Refik Anadol @refikanadol
Refik’s studio just very recently started working with this technique by incorporating it into their Data Paintings:
Matt Workman @cinetracer • @cinematographydb
Matt is doing a lot of virtual production work with a similar technique, while not using a Kinect like Michael, he’s using HTC’s Vive Tracker system (like Refik), but instead of sticking the tracker to a person, he’s mounting it to a camera system to film real-time virtual sets.
Plugins & Getting Started
If you’re interested in creating your own version of this illusion and building off of some of the great work that’s already been published, I’ve compiled a short list of plugins and starting places here.
Holo-SDK
is a Unity plugin and toolkit developed by Perception Codes that enables a fast setup for desktop VR using just a webcam.
The Parallax View
is an iOS app developed by Algomystic that uses the FaceID TrueDepth camera on iOS and iPadOS devices to achieve the same effect. The Unity/Xcode app is open-source and available on GitHub.
Florian Weidner’s UE4-Plugin-OffAxis
is an Unreal Engine 4 plugin that originally used an OptiTrack motion capture system to achieve the effect. This project uses a clever Blueprint integration to handle the tracking, so it in theory could be adapted to source the head perspective location from another source or sensor, i.e. a Kinect.
Josh Ferns’ KinectHolographic
Unity plugin. (This is what I used for my demos.)
Alternative Holographic Displays
There are a number of companies taking different approaches to the illusory display: “holographic” display technologies. These technologies are creating the same illusion, but through different means.
Lenticular Displays
Lenticular displays use lenticular (double-convex) lenses to show you multiple rendered angles of a virtual scene based on the angle that you’re viewing the display from. This is a popular alternative to a real-time tracked solution as it’s less expensive computationally, doesn’t require a camera or other means of tracking, and works for multiple viewers simultaneously.
Think of them like advanced, moving versions of those holographic kids’ books and toys or billboards that change images as you move past or look at them from another angle. This is also how the Nintendo 3DS worked.
The biggest player in this space right now is Looking Glass Factory with their holographic lenticular displays.
Sony is also building one that they’re calling the “Spatial Reality Display” for $5000.
Michael Kozlowski, who I mentioned earlier, is hand-building similar holographic lenticular displays and selling them paired with NFT artworks.
Google, back in May 2021 showed an incredible demo of their new Project Starline telepresence system. I believe this is also a lenticular display but at life-scale.
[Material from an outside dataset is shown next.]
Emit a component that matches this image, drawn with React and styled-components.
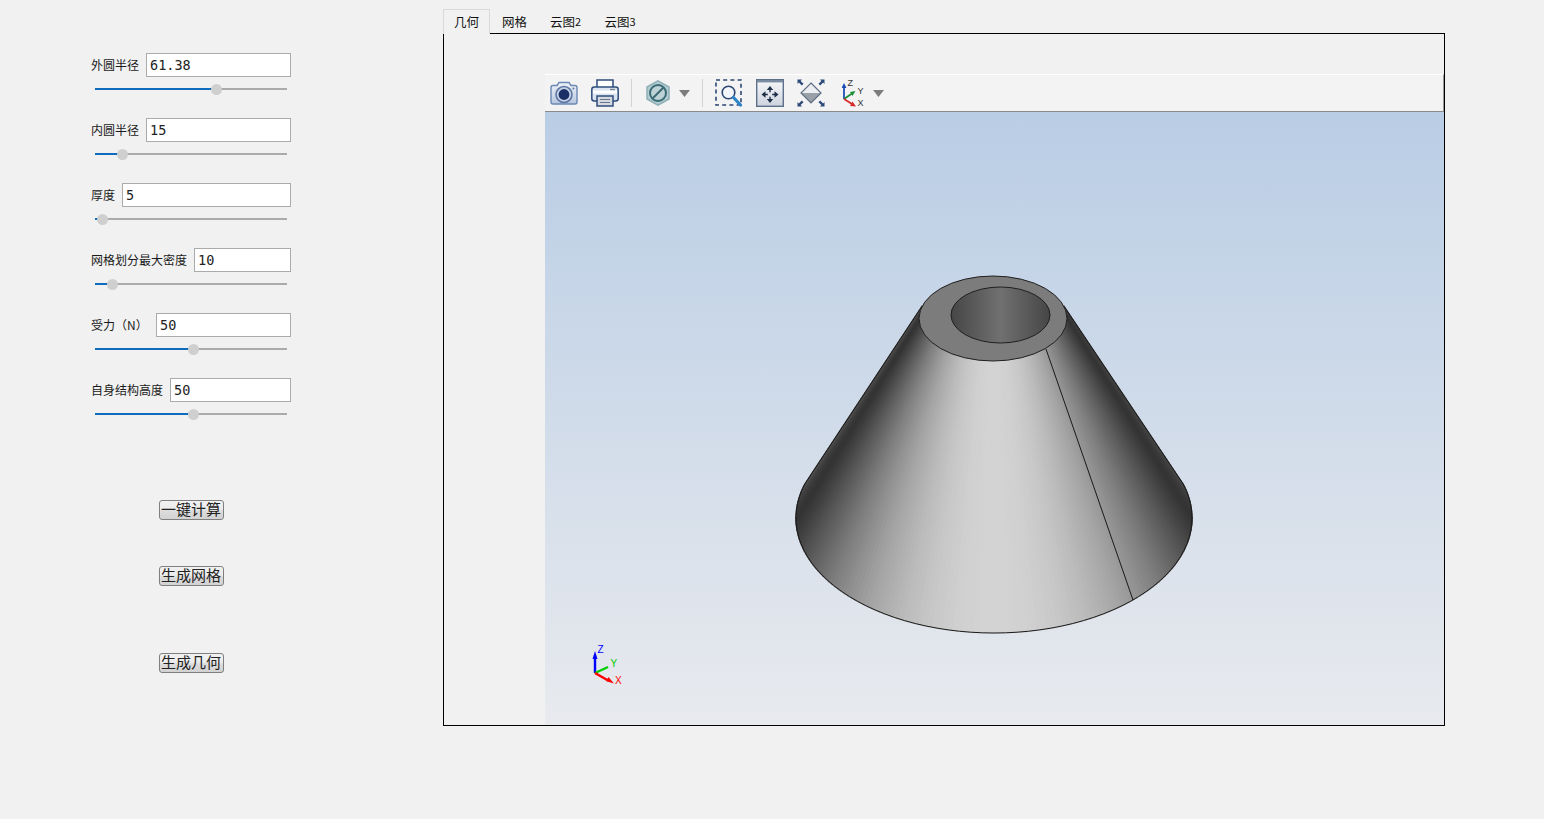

Logitech are also reportedly prototyping a telepresence booth similar to Project Starline called Project Ghost.
Volumetric Displays
One of the coolest developing technologies in this space are volumetric displays such as the Voxon Photonics VX1 volumetric display.
A Voxon display operates much like a 3D printer. We take 3D data, and slice it up into hundreds of layers. Those layers are then projected one at a time onto a specially designed high-speed reciprocating screen. Due to “persistence of vision”, the human eye blends the images together, and the result is a true 3D image that can be viewed in the same way as one would view a real object, from any angle, and without special effects, headgear or glasses.
Physical Pixel / Tactile Displays
As I understand it, there’s no standardized name for these technologies yet because they’re still so experimental, so we can generalize them as physical pixel displays or voxel displays. (I’m working on a separate article about these technologies because I think they’re amazing.) These displays use physical objects to display an image or convey information, such as the BREAKFAST Brixel Sculptures or the experimental 3D display created by physicist David Smalley and his team at Brigham Young University.
There’s also the incredible multimodal acoustic trap display (MATD)developed by scientists at the University of Sussex that levitates and controls the position of a plastic bead using ultrasound while simultaneous tracking and projecting a RGB laser at the particle to create an image.
Hologram LED Fan Displays
This method uses RGB LED strips attached to a high-speed rotating motor. By taking advantage of persistence of vision (like the Voxon VX1), the spinning LEDs produce the illusion of an animated image. These displays are super versatile because they come in many sizes and can even be synced together in an array to create a holographic wall.
Back to Perspective Tracking
Here’s what I think we need to do to take this further:
1) Device-less & Integrated
As simple and unobtrusive the illusion can be, the greater the immersion and the more significant the suspension of disbelief. Think: Kinect or other depth/CV solution for tracking face & head position. User would not need a Vive tracker, IR glasses, body-mounted hardware, smartphone, etc.
Michael Kozlowski, who I mentioned earlier, is hand-building similar holographic lenticular displays and selling them paired with NFT artworks.
2) Amorphous ‘window’ shapes
Get away from the illusion being tied to the display dimensions. Think interactive projection-mapping on non-square objects/surfaces, inside objects, creating new illusory spaces using the perspective.
3) Interaction/Interface/Depth
Hand tracking interaction for hand presence and manipulation of illusory 3D space. (Michael Kozlowski has done some of this with recent experiments)
4) Stylized & Photorealistic Media
With developments in real-time raytracing and technologies like Lumen in Unreal Engine 5, I’d love to see some demos that very closely mimic light & shadow using real-time lighting to totally suspend disbelief and push the illusion further.
Would be very cool to be able to dynamically match the ‘virtual’ light to match the room light based on time of day or the user shining a ‘light’ into the scene. Imagine a kinetic digital sculpture embedded in your wall that’s shadow changed with the Sun over the course of the day or an interactive game where you need to shine a flashlight to see inside the volume.
5) Screen Technology Developments
The next logical step is using high-refresh displays (120Hz+) to sell the effect and reduce jitter and perceived lag. Resolution/visual acuity would of course also be significant depending on the physical size of the experience and how close the viewer is able to get.
True high-output HDR would also significantly heighten the realism, especially for these kinds of “virtual window” implementations.